▶ **TASK DETAILS**: Every record should be written out exactly, with the pictures left out.
====== RECORDS SHOWN
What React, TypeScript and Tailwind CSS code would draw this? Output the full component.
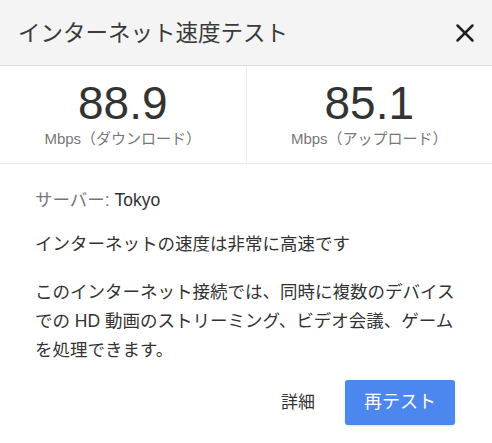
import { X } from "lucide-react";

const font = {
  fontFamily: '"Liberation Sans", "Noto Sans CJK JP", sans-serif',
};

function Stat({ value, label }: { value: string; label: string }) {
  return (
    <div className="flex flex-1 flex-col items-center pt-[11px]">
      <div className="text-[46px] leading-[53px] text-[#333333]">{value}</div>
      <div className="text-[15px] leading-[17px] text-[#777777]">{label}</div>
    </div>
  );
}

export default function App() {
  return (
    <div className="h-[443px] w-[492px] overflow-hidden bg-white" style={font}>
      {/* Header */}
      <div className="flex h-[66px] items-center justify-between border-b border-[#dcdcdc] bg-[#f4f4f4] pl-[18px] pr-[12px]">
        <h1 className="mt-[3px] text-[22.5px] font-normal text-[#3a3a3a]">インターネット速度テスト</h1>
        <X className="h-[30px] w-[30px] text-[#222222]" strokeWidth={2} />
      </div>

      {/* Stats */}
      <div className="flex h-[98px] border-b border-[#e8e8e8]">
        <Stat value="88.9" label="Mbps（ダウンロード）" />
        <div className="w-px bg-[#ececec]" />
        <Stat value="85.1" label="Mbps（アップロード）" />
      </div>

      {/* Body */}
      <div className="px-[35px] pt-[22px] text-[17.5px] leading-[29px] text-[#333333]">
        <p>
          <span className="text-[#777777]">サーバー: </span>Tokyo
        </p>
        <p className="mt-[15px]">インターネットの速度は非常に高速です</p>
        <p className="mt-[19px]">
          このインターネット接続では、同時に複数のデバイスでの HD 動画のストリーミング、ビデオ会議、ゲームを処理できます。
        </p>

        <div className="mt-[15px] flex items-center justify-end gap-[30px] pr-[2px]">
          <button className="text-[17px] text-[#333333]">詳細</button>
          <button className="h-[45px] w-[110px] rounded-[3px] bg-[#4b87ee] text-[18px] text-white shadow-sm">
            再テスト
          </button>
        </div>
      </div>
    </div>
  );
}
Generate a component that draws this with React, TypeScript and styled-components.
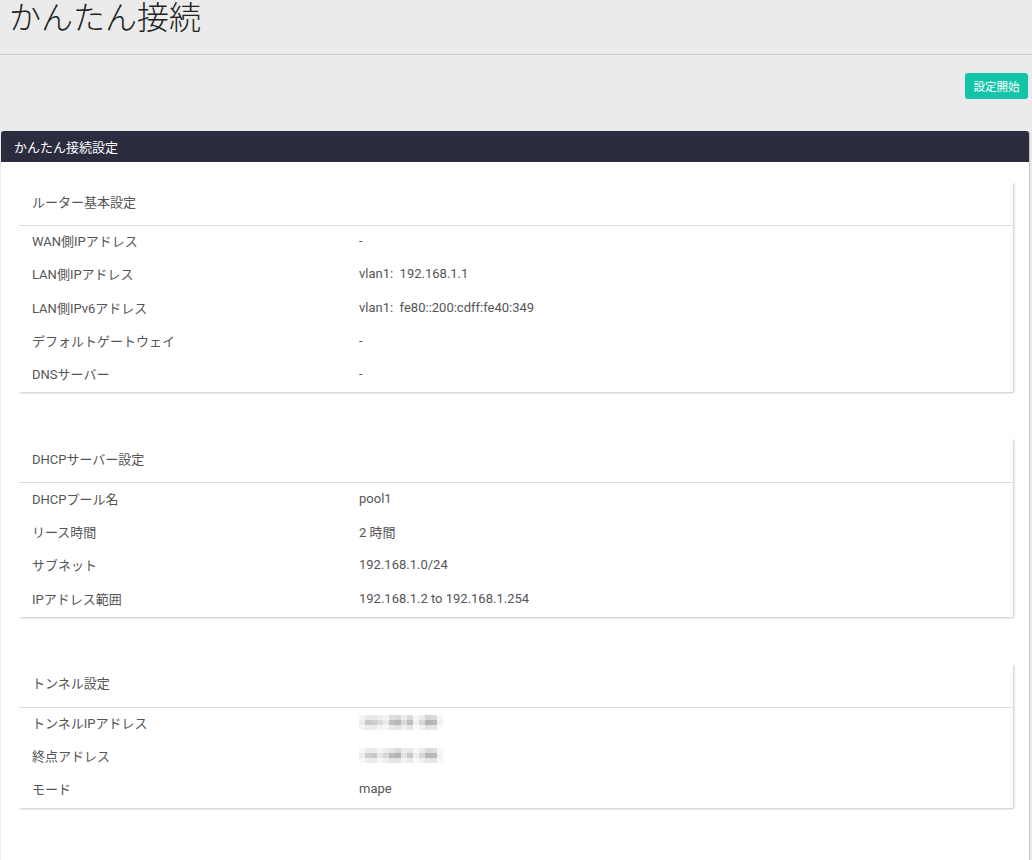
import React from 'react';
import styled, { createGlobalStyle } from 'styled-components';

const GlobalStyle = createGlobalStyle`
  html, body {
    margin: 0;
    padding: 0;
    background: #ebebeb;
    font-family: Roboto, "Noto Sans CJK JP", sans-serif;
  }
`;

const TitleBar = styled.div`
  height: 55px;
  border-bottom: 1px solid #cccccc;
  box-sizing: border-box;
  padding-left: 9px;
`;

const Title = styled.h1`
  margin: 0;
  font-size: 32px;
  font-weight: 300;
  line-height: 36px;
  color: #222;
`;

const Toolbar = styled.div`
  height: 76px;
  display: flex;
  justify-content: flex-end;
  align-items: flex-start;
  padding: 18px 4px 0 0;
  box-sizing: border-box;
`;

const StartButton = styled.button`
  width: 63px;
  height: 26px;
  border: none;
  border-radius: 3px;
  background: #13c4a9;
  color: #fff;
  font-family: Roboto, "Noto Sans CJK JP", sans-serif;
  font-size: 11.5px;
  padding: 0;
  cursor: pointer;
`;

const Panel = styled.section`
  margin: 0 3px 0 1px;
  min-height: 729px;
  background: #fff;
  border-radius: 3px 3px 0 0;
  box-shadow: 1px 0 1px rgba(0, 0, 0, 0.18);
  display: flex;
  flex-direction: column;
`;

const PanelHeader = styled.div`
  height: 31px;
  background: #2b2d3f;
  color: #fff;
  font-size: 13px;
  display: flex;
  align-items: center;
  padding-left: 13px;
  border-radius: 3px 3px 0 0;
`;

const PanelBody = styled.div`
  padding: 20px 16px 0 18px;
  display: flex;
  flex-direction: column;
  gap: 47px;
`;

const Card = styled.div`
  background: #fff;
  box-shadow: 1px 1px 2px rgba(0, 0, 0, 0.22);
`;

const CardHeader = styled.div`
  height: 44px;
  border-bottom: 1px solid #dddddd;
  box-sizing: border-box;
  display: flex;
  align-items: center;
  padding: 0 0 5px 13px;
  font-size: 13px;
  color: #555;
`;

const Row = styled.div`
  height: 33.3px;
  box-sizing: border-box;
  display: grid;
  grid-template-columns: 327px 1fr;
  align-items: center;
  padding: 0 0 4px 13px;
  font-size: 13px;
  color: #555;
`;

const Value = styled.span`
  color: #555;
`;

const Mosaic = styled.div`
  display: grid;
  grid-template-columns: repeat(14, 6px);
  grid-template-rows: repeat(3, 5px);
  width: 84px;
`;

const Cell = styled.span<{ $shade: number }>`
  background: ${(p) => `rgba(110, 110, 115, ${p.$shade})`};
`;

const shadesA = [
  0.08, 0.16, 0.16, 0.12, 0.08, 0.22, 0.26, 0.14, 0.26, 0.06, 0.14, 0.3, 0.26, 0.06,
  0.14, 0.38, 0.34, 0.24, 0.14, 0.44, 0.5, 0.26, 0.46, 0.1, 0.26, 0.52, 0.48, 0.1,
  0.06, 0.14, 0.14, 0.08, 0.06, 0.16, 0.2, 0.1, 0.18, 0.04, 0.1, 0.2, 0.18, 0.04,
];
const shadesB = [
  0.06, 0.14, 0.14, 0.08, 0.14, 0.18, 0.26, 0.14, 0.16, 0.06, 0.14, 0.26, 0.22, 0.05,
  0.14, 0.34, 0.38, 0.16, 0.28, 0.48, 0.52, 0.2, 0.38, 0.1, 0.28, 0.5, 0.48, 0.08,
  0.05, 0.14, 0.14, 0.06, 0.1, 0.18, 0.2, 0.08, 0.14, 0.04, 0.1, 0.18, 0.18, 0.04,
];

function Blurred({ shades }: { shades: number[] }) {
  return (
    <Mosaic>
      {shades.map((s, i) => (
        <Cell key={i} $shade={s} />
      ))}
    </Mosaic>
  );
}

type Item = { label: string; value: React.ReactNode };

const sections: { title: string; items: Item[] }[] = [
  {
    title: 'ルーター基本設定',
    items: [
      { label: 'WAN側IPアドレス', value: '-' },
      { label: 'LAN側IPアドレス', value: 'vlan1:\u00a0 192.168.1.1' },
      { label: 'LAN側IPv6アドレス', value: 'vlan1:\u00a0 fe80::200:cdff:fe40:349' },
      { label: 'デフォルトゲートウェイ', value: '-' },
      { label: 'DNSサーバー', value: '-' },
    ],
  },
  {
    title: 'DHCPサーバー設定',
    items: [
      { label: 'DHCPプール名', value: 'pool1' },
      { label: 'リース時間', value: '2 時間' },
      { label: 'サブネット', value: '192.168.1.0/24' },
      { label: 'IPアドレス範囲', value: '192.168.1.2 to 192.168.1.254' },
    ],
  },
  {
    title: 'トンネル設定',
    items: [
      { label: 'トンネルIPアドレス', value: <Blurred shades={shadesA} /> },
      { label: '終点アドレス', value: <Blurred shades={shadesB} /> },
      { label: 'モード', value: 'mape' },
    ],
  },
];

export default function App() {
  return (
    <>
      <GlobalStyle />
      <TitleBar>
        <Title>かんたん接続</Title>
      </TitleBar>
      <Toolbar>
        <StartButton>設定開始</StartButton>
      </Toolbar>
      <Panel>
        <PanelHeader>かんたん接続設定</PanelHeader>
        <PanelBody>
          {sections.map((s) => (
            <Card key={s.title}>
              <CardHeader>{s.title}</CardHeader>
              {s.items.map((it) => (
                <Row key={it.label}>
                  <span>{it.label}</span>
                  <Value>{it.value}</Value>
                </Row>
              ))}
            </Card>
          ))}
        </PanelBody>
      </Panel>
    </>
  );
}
============
▶ **SOLUTION FOR THIS PROBLEM**:
What React, TypeScript and Tailwind CSS code would draw this? Output the full component.
import { X } from "lucide-react";

const font = {
  fontFamily: '"Liberation Sans", "Noto Sans CJK JP", sans-serif',
};

function Stat({ value, label }: { value: string; label: string }) {
  return (
    <div className="flex flex-1 flex-col items-center pt-[11px]">
      <div className="text-[46px] leading-[53px] text-[#333333]">{value}</div>
      <div className="text-[15px] leading-[17px] text-[#777777]">{label}</div>
    </div>
  );
}

export default function App() {
  return (
    <div className="h-[443px] w-[492px] overflow-hidden bg-white" style={font}>
      {/* Header */}
      <div className="flex h-[66px] items-center justify-between border-b border-[#dcdcdc] bg-[#f4f4f4] pl-[18px] pr-[12px]">
        <h1 className="mt-[3px] text-[22.5px] font-normal text-[#3a3a3a]">インターネット速度テスト</h1>
        <X className="h-[30px] w-[30px] text-[#222222]" strokeWidth={2} />
      </div>

      {/* Stats */}
      <div className="flex h-[98px] border-b border-[#e8e8e8]">
        <Stat value="88.9" label="Mbps（ダウンロード）" />
        <div className="w-px bg-[#ececec]" />
        <Stat value="85.1" label="Mbps（アップロード）" />
      </div>

      {/* Body */}
      <div className="px-[35px] pt-[22px] text-[17.5px] leading-[29px] text-[#333333]">
        <p>
          <span className="text-[#777777]">サーバー: </span>Tokyo
        </p>
        <p className="mt-[15px]">インターネットの速度は非常に高速です</p>
        <p className="mt-[19px]">
          このインターネット接続では、同時に複数のデバイスでの HD 動画のストリーミング、ビデオ会議、ゲームを処理できます。
        </p>

        <div className="mt-[15px] flex items-center justify-end gap-[30px] pr-[2px]">
          <button className="text-[17px] text-[#333333]">詳細</button>
          <button className="h-[45px] w-[110px] rounded-[3px] bg-[#4b87ee] text-[18px] text-white shadow-sm">
            再テスト
          </button>
        </div>
      </div>
    </div>
  );
}
Generate a component that draws this with React, TypeScript and styled-components.
import React from 'react';
import styled, { createGlobalStyle } from 'styled-components';

const GlobalStyle = createGlobalStyle`
  html, body {
    margin: 0;
    padding: 0;
    background: #ebebeb;
    font-family: Roboto, "Noto Sans CJK JP", sans-serif;
  }
`;

const TitleBar = styled.div`
  height: 55px;
  border-bottom: 1px solid #cccccc;
  box-sizing: border-box;
  padding-left: 9px;
`;

const Title = styled.h1`
  margin: 0;
  font-size: 32px;
  font-weight: 300;
  line-height: 36px;
  color: #222;
`;

const Toolbar = styled.div`
  height: 76px;
  display: flex;
  justify-content: flex-end;
  align-items: flex-start;
  padding: 18px 4px 0 0;
  box-sizing: border-box;
`;

const StartButton = styled.button`
  width: 63px;
  height: 26px;
  border: none;
  border-radius: 3px;
  background: #13c4a9;
  color: #fff;
  font-family: Roboto, "Noto Sans CJK JP", sans-serif;
  font-size: 11.5px;
  padding: 0;
  cursor: pointer;
`;

const Panel = styled.section`
  margin: 0 3px 0 1px;
  min-height: 729px;
  background: #fff;
  border-radius: 3px 3px 0 0;
  box-shadow: 1px 0 1px rgba(0, 0, 0, 0.18);
  display: flex;
  flex-direction: column;
`;

const PanelHeader = styled.div`
  height: 31px;
  background: #2b2d3f;
  color: #fff;
  font-size: 13px;
  display: flex;
  align-items: center;
  padding-left: 13px;
  border-radius: 3px 3px 0 0;
`;

const PanelBody = styled.div`
  padding: 20px 16px 0 18px;
  display: flex;
  flex-direction: column;
  gap: 47px;
`;

const Card = styled.div`
  background: #fff;
  box-shadow: 1px 1px 2px rgba(0, 0, 0, 0.22);
`;

const CardHeader = styled.div`
  height: 44px;
  border-bottom: 1px solid #dddddd;
  box-sizing: border-box;
  display: flex;
  align-items: center;
  padding: 0 0 5px 13px;
  font-size: 13px;
  color: #555;
`;

const Row = styled.div`
  height: 33.3px;
  box-sizing: border-box;
  display: grid;
  grid-template-columns: 327px 1fr;
  align-items: center;
  padding: 0 0 4px 13px;
  font-size: 13px;
  color: #555;
`;

const Value = styled.span`
  color: #555;
`;

const Mosaic = styled.div`
  display: grid;
  grid-template-columns: repeat(14, 6px);
  grid-template-rows: repeat(3, 5px);
  width: 84px;
`;

const Cell = styled.span<{ $shade: number }>`
  background: ${(p) => `rgba(110, 110, 115, ${p.$shade})`};
`;

const shadesA = [
  0.08, 0.16, 0.16, 0.12, 0.08, 0.22, 0.26, 0.14, 0.26, 0.06, 0.14, 0.3, 0.26, 0.06,
  0.14, 0.38, 0.34, 0.24, 0.14, 0.44, 0.5, 0.26, 0.46, 0.1, 0.26, 0.52, 0.48, 0.1,
  0.06, 0.14, 0.14, 0.08, 0.06, 0.16, 0.2, 0.1, 0.18, 0.04, 0.1, 0.2, 0.18, 0.04,
];
const shadesB = [
  0.06, 0.14, 0.14, 0.08, 0.14, 0.18, 0.26, 0.14, 0.16, 0.06, 0.14, 0.26, 0.22, 0.05,
  0.14, 0.34, 0.38, 0.16, 0.28, 0.48, 0.52, 0.2, 0.38, 0.1, 0.28, 0.5, 0.48, 0.08,
  0.05, 0.14, 0.14, 0.06, 0.1, 0.18, 0.2, 0.08, 0.14, 0.04, 0.1, 0.18, 0.18, 0.04,
];

function Blurred({ shades }: { shades: number[] }) {
  return (
    <Mosaic>
      {shades.map((s, i) => (
        <Cell key={i} $shade={s} />
      ))}
    </Mosaic>
  );
}

type Item = { label: string; value: React.ReactNode };

const sections: { title: string; items: Item[] }[] = [
  {
    title: 'ルーター基本設定',
    items: [
      { label: 'WAN側IPアドレス', value: '-' },
      { label: 'LAN側IPアドレス', value: 'vlan1:\u00a0 192.168.1.1' },
      { label: 'LAN側IPv6アドレス', value: 'vlan1:\u00a0 fe80::200:cdff:fe40:349' },
      { label: 'デフォルトゲートウェイ', value: '-' },
      { label: 'DNSサーバー', value: '-' },
    ],
  },
  {
    title: 'DHCPサーバー設定',
    items: [
      { label: 'DHCPプール名', value: 'pool1' },
      { label: 'リース時間', value: '2 時間' },
      { label: 'サブネット', value: '192.168.1.0/24' },
      { label: 'IPアドレス範囲', value: '192.168.1.2 to 192.168.1.254' },
    ],
  },
  {
    title: 'トンネル設定',
    items: [
      { label: 'トンネルIPアドレス', value: <Blurred shades={shadesA} /> },
      { label: '終点アドレス', value: <Blurred shades={shadesB} /> },
      { label: 'モード', value: 'mape' },
    ],
  },
];

export default function App() {
  return (
    <>
      <GlobalStyle />
      <TitleBar>
        <Title>かんたん接続</Title>
      </TitleBar>
      <Toolbar>
        <StartButton>設定開始</StartButton>
      </Toolbar>
      <Panel>
        <PanelHeader>かんたん接続設定</PanelHeader>
        <PanelBody>
          {sections.map((s) => (
            <Card key={s.title}>
              <CardHeader>{s.title}</CardHeader>
              {s.items.map((it) => (
                <Row key={it.label}>
                  <span>{it.label}</span>
                  <Value>{it.value}</Value>
                </Row>
              ))}
            </Card>
          ))}
        </PanelBody>
      </Panel>
    </>
  );
}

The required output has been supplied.